> EXERCISE:
Determine how many lines of the records include "screenshot", and answer with the number alone.
-- Start --
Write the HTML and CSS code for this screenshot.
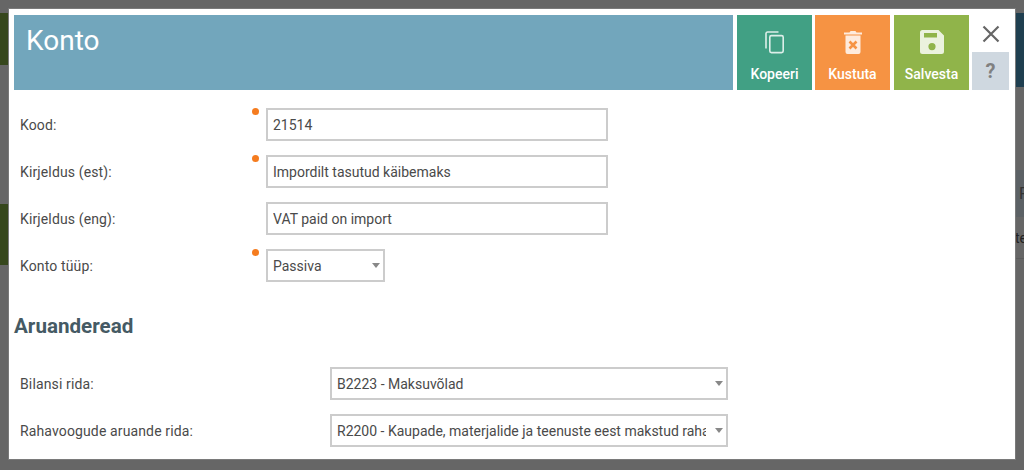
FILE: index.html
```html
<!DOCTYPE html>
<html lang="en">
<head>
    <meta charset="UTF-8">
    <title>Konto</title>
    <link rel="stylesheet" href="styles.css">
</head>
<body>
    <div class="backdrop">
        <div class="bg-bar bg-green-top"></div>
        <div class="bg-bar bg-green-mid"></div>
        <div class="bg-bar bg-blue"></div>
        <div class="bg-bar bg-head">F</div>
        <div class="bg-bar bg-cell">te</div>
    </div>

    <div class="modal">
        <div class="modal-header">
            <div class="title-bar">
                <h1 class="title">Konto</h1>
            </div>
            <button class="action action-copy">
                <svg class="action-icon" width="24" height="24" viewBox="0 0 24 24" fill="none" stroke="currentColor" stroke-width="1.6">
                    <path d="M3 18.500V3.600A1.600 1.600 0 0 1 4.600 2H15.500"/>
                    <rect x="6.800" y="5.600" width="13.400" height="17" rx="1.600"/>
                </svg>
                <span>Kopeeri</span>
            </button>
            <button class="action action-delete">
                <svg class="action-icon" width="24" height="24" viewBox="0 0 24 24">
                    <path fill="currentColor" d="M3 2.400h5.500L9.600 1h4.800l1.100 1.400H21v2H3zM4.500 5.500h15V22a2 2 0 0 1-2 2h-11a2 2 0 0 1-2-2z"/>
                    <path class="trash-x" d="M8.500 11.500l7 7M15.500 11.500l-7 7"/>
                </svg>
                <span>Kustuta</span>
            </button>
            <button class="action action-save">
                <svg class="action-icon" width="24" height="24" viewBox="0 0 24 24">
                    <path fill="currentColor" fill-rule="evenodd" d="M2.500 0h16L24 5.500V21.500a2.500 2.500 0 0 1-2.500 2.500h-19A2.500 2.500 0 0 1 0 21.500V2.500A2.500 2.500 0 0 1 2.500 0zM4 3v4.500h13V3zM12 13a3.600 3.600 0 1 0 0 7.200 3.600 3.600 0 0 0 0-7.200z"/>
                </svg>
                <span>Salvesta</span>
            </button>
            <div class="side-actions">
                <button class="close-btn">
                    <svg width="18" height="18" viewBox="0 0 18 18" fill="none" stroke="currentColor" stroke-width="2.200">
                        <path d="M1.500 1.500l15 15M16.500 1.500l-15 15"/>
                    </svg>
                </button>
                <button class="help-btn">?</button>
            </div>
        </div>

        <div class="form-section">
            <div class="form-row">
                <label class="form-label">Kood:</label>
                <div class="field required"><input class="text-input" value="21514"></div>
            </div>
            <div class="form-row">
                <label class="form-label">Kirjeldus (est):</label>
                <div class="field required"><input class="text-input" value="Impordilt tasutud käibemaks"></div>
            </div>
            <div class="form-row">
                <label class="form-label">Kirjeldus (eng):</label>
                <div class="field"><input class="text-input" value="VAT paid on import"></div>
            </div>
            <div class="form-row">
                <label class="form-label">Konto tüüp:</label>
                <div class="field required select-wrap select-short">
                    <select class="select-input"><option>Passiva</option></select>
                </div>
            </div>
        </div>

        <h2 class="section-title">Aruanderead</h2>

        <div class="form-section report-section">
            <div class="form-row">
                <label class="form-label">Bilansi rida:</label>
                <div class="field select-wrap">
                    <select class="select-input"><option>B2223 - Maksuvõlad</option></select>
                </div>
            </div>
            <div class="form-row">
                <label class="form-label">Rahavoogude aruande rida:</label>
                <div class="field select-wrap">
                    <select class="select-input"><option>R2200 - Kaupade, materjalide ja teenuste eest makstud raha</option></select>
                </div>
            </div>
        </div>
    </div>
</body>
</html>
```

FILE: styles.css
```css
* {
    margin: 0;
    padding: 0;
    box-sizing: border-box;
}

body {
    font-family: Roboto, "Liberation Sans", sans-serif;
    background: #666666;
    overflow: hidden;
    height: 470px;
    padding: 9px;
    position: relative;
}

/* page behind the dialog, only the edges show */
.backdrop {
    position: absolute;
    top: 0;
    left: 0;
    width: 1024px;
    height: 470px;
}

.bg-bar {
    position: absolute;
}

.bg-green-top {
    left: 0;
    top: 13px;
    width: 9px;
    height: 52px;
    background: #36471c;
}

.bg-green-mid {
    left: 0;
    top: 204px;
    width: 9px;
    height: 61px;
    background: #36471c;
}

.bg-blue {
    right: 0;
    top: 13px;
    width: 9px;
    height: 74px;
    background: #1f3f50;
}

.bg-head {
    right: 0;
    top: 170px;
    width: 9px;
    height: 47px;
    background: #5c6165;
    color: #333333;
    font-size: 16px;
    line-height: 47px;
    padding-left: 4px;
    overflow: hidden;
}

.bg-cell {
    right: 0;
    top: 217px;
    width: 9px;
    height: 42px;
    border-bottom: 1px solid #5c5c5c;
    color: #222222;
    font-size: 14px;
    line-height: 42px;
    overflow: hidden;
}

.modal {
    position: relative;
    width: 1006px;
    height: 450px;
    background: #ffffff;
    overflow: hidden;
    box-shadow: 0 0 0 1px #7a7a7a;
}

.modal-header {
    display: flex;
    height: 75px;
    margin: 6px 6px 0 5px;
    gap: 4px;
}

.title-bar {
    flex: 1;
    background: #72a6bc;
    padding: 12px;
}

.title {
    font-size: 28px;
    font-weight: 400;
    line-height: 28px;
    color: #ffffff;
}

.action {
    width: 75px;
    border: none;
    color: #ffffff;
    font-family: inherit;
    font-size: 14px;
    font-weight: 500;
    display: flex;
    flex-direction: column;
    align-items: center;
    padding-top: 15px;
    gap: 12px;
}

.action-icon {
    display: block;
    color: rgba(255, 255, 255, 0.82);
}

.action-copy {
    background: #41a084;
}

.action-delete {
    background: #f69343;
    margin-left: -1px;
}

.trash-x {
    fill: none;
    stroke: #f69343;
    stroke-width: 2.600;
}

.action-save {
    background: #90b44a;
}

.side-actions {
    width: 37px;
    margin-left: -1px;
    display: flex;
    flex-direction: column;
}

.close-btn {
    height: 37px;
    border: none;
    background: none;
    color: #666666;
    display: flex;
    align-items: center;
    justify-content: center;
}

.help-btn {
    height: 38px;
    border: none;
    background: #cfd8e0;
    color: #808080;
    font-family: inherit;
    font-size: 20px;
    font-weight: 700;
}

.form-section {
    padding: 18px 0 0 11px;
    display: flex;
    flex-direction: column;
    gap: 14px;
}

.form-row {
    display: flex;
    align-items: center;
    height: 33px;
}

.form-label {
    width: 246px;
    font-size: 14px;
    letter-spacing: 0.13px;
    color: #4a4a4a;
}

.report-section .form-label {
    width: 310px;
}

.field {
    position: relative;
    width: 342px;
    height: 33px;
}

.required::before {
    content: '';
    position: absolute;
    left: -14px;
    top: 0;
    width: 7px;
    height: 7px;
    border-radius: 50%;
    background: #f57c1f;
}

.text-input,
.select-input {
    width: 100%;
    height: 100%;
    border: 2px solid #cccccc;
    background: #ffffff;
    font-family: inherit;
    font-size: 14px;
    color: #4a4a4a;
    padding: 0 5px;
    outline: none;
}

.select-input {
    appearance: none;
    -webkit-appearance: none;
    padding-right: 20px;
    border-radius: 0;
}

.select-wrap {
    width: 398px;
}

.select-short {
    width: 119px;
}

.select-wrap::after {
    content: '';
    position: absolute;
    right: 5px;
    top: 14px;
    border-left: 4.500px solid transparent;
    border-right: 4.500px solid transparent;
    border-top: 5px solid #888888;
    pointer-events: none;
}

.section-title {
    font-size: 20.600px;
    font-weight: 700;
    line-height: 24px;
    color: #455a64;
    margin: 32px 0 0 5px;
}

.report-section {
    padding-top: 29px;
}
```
-- End --
-- Start --
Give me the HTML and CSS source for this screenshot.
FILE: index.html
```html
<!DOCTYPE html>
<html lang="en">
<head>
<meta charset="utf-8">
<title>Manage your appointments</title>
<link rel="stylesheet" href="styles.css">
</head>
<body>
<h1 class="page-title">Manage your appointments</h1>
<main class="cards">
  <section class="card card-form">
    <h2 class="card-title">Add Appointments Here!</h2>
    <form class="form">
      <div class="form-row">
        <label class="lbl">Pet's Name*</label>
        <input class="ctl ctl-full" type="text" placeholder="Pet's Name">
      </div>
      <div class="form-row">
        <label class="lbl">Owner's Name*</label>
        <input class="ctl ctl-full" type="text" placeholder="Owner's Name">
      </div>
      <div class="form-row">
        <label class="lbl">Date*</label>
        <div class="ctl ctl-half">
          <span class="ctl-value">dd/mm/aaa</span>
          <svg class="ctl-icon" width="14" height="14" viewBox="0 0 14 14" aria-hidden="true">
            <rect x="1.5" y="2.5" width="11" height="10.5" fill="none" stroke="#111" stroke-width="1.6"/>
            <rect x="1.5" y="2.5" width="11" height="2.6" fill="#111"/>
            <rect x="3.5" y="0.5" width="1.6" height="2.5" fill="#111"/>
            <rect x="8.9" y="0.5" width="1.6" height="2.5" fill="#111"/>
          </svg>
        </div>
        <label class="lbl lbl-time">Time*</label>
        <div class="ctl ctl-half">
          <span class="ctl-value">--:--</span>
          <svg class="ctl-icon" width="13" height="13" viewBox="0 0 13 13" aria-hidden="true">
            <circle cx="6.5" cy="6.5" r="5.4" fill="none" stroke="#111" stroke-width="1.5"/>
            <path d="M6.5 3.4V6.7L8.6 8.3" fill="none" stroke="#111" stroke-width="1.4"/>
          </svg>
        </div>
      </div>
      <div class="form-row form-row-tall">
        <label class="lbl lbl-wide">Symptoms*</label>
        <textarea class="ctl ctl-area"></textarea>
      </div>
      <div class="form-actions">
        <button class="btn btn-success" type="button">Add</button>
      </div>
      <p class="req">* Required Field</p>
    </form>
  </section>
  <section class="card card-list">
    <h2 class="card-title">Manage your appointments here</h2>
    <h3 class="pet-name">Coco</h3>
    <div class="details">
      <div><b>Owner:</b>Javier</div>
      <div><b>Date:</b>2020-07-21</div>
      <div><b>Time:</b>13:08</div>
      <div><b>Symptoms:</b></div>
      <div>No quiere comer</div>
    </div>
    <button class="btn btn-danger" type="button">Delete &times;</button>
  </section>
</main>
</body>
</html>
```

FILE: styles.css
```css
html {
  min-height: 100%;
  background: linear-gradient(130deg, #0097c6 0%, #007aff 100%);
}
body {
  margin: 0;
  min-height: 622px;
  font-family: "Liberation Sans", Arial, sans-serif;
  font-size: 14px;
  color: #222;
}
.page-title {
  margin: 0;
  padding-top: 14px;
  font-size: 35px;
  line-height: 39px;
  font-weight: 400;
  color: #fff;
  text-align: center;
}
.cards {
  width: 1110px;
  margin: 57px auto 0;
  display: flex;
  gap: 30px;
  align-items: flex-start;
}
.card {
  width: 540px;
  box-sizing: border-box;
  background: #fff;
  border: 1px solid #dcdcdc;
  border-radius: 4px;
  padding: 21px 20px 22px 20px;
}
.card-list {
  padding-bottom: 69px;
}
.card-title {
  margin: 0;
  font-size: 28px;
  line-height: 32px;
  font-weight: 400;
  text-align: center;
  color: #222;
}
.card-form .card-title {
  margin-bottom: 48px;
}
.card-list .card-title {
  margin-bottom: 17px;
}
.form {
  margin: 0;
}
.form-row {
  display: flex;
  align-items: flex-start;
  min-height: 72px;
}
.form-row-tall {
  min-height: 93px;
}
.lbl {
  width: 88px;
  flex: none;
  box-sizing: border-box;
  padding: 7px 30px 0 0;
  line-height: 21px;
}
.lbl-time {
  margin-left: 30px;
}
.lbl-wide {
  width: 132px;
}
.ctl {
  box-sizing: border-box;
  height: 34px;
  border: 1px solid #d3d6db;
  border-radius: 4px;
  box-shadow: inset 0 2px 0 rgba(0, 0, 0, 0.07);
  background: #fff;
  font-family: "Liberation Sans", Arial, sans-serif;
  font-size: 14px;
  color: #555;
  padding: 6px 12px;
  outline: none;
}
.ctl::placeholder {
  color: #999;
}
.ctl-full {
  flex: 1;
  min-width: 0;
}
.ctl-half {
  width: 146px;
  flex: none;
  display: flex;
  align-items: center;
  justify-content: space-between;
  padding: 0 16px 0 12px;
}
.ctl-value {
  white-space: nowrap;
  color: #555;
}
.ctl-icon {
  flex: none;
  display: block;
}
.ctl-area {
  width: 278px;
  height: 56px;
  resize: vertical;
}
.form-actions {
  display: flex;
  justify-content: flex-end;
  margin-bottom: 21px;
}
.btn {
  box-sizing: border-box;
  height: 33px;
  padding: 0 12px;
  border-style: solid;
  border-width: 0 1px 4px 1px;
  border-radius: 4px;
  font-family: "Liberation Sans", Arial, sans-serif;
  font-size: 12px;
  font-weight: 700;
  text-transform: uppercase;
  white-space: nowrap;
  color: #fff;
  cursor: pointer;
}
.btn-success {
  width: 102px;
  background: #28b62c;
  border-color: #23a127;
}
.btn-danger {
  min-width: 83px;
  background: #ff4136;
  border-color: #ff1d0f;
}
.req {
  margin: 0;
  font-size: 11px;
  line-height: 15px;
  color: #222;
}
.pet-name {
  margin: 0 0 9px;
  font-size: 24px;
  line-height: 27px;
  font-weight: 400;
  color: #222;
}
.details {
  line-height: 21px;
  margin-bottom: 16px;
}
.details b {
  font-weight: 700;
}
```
-- End --
> RESULT FOR THIS TASK:
2